• [Job] Extract the lines from the start through the line that holds "left-[-10px] top-[530px] w-[12px]", both included, omitting all images.

start Supplied material

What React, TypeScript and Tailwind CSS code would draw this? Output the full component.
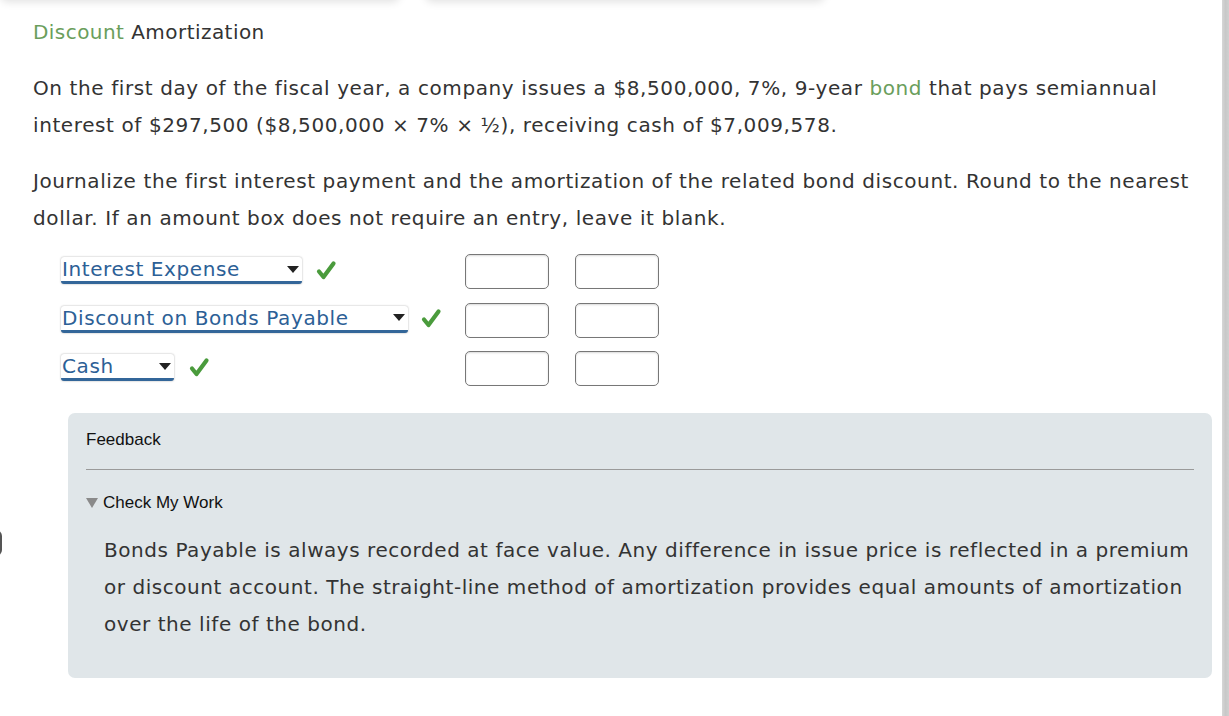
import React from "react";

const Check: React.FC = () => (
  <svg width="22" height="22" viewBox="0 0 22 22" className="shrink-0">
    <path d="M4 11.5 L8.5 17 L18.5 3.5" fill="none" stroke="#4a9b3c" strokeWidth="4.2" strokeLinecap="round" strokeLinejoin="round" />
  </svg>
);

const Dropdown: React.FC<{ label: string; width: string }> = ({ label, width }) => (
  <div className={`flex items-center justify-between bg-white rounded-[3px] shadow-[0_0_2px_rgba(0,0,0,0.35)] border-b-[3px] border-[#336699] h-[27px] ${width}`}>
    <span className="text-[#2c6096] text-[20px] leading-[24px] pl-[1px] tracking-[0.6px]">{label}</span>
    <svg width="12" height="8" viewBox="0 0 12 8" className="mr-[3px] mt-[1px]">
      <path d="M0 0 L12 0 L6 7 Z" fill="#222" />
    </svg>
  </div>
);

const AmountBox: React.FC = () => (
  <div className="w-[84px] h-[35px] rounded-[5px] border border-[#777] bg-white shadow-[inset_0_1px_2px_rgba(0,0,0,0.15)]" />
);

const rows = [
  { label: "Interest Expense", width: "w-[241px]", gap: "gap-[13px]" },
  { label: "Discount on Bonds Payable", width: "w-[347px]", gap: "gap-[12px]" },
  { label: "Cash", width: "w-[113px]", gap: "gap-[14px]" },
];

export default function App() {
  return (
    <div className="relative flex flex-col min-h-screen bg-white overflow-hidden" style={{ fontFamily: '"DejaVu Sans", Verdana, sans-serif' }}>
      {/* cards above, scrolled out of view */}
      <div className="flex gap-[25px] h-5 -mt-5">
        <div className="w-[400px] h-5 bg-white rounded-b-lg shadow-[0_2px_8px_rgba(0,0,0,0.12)]" />
        <div className="w-[400px] h-5 bg-white rounded-b-lg shadow-[0_2px_8px_rgba(0,0,0,0.12)]" />
      </div>

      <div className="absolute left-[-10px] top-[530px] w-[12px] h-[26px] rounded-full border-[2px] border-[#555]" />

      <div className="flex flex-1">
        <div className="w-[1222px] pl-[33px] pr-[10px] text-[#333] text-[20px] leading-[37px] tracking-[0.6px]">
          <h2 className="mt-[14px] text-[20px] leading-[37px] font-normal tracking-[0.45px]">
            <span className="text-[#6a9e5c]">Discount</span> Amortization
          </h2>

          <p className="mt-[19px]">
            On the first day of the fiscal year, a company issues a $8,500,000, 7%, 9-year{" "}
            <span className="text-[#6a9e5c]">bond</span> that pays semiannual interest of $297,500 ($8,500,000 × 7% × ½), receiving cash of $7,009,578.
          </p>

          <p className="mt-[19px]">
            Journalize the first interest payment and the amortization of the related bond discount. Round to the nearest dollar. If an amount box does not require an entry, leave it blank.
          </p>

          <div className="mt-[17px] ml-[28px] grid grid-cols-[404px_110px_110px] gap-y-[13.5px] items-center">
            {rows.map((r) => (
              <React.Fragment key={r.label}>
                <div className={`flex items-center ${r.gap} -mt-[2px]`}>
                  <Dropdown label={r.label} width={r.width} />
                  <Check />
                </div>
                <AmountBox />
                <AmountBox />
              </React.Fragment>
            ))}
          </div>

          <div className="mt-[27px] ml-[35px] mb-[39px] bg-[#e0e6e9] rounded-[7px] pt-[17px] pl-[18px] pr-[18px] pb-[35px] tracking-normal">
            <div className="text-[17px] leading-[20px] text-[#111]" style={{ fontFamily: '"Liberation Sans", Arial, sans-serif' }}>
              Feedback
            </div>
            <div className="mt-[19px] border-t border-[#9a9a9a]" />
            <div className="mt-[23px] flex items-center gap-[5px] text-[17px] leading-[20px] text-[#111]" style={{ fontFamily: '"Liberation Sans", Arial, sans-serif' }}>
              <svg width="12" height="10" viewBox="0 0 12 10">
                <path d="M0 0 L12 0 L6 10 Z" fill="#8a8a8a" />
              </svg>
              Check My Work
            </div>
            <p className="mt-[19px] ml-[18px] text-[#333] tracking-[0.55px]">
              Bonds Payable is always recorded at face value. Any difference in issue price is reflected in a premium or discount account. The straight-line method of amortization provides equal amounts of amortization over the life of the bond.
            </p>
          </div>
        </div>
        <div className="w-[7px] bg-gradient-to-r from-[#d6d6d6] via-[#c8c8c8] to-[#d0d0d0]" />
      </div>
    </div>
  );
}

end Supplied material

• [Problem solution]
What React, TypeScript and Tailwind CSS code would draw this? Output the full component.
import React from "react";

const Check: React.FC = () => (
  <svg width="22" height="22" viewBox="0 0 22 22" className="shrink-0">
    <path d="M4 11.5 L8.5 17 L18.5 3.5" fill="none" stroke="#4a9b3c" strokeWidth="4.2" strokeLinecap="round" strokeLinejoin="round" />
  </svg>
);

const Dropdown: React.FC<{ label: string; width: string }> = ({ label, width }) => (
  <div className={`flex items-center justify-between bg-white rounded-[3px] shadow-[0_0_2px_rgba(0,0,0,0.35)] border-b-[3px] border-[#336699] h-[27px] ${width}`}>
    <span className="text-[#2c6096] text-[20px] leading-[24px] pl-[1px] tracking-[0.6px]">{label}</span>
    <svg width="12" height="8" viewBox="0 0 12 8" className="mr-[3px] mt-[1px]">
      <path d="M0 0 L12 0 L6 7 Z" fill="#222" />
    </svg>
  </div>
);

const AmountBox: React.FC = () => (
  <div className="w-[84px] h-[35px] rounded-[5px] border border-[#777] bg-white shadow-[inset_0_1px_2px_rgba(0,0,0,0.15)]" />
);

const rows = [
  { label: "Interest Expense", width: "w-[241px]", gap: "gap-[13px]" },
  { label: "Discount on Bonds Payable", width: "w-[347px]", gap: "gap-[12px]" },
  { label: "Cash", width: "w-[113px]", gap: "gap-[14px]" },
];

export default function App() {
  return (
    <div className="relative flex flex-col min-h-screen bg-white overflow-hidden" style={{ fontFamily: '"DejaVu Sans", Verdana, sans-serif' }}>
      {/* cards above, scrolled out of view */}
      <div className="flex gap-[25px] h-5 -mt-5">
        <div className="w-[400px] h-5 bg-white rounded-b-lg shadow-[0_2px_8px_rgba(0,0,0,0.12)]" />
        <div className="w-[400px] h-5 bg-white rounded-b-lg shadow-[0_2px_8px_rgba(0,0,0,0.12)]" />
      </div>

      <div className="absolute left-[-10px] top-[530px] w-[12px] h-[26px] rounded-full border-[2px] border-[#555]" />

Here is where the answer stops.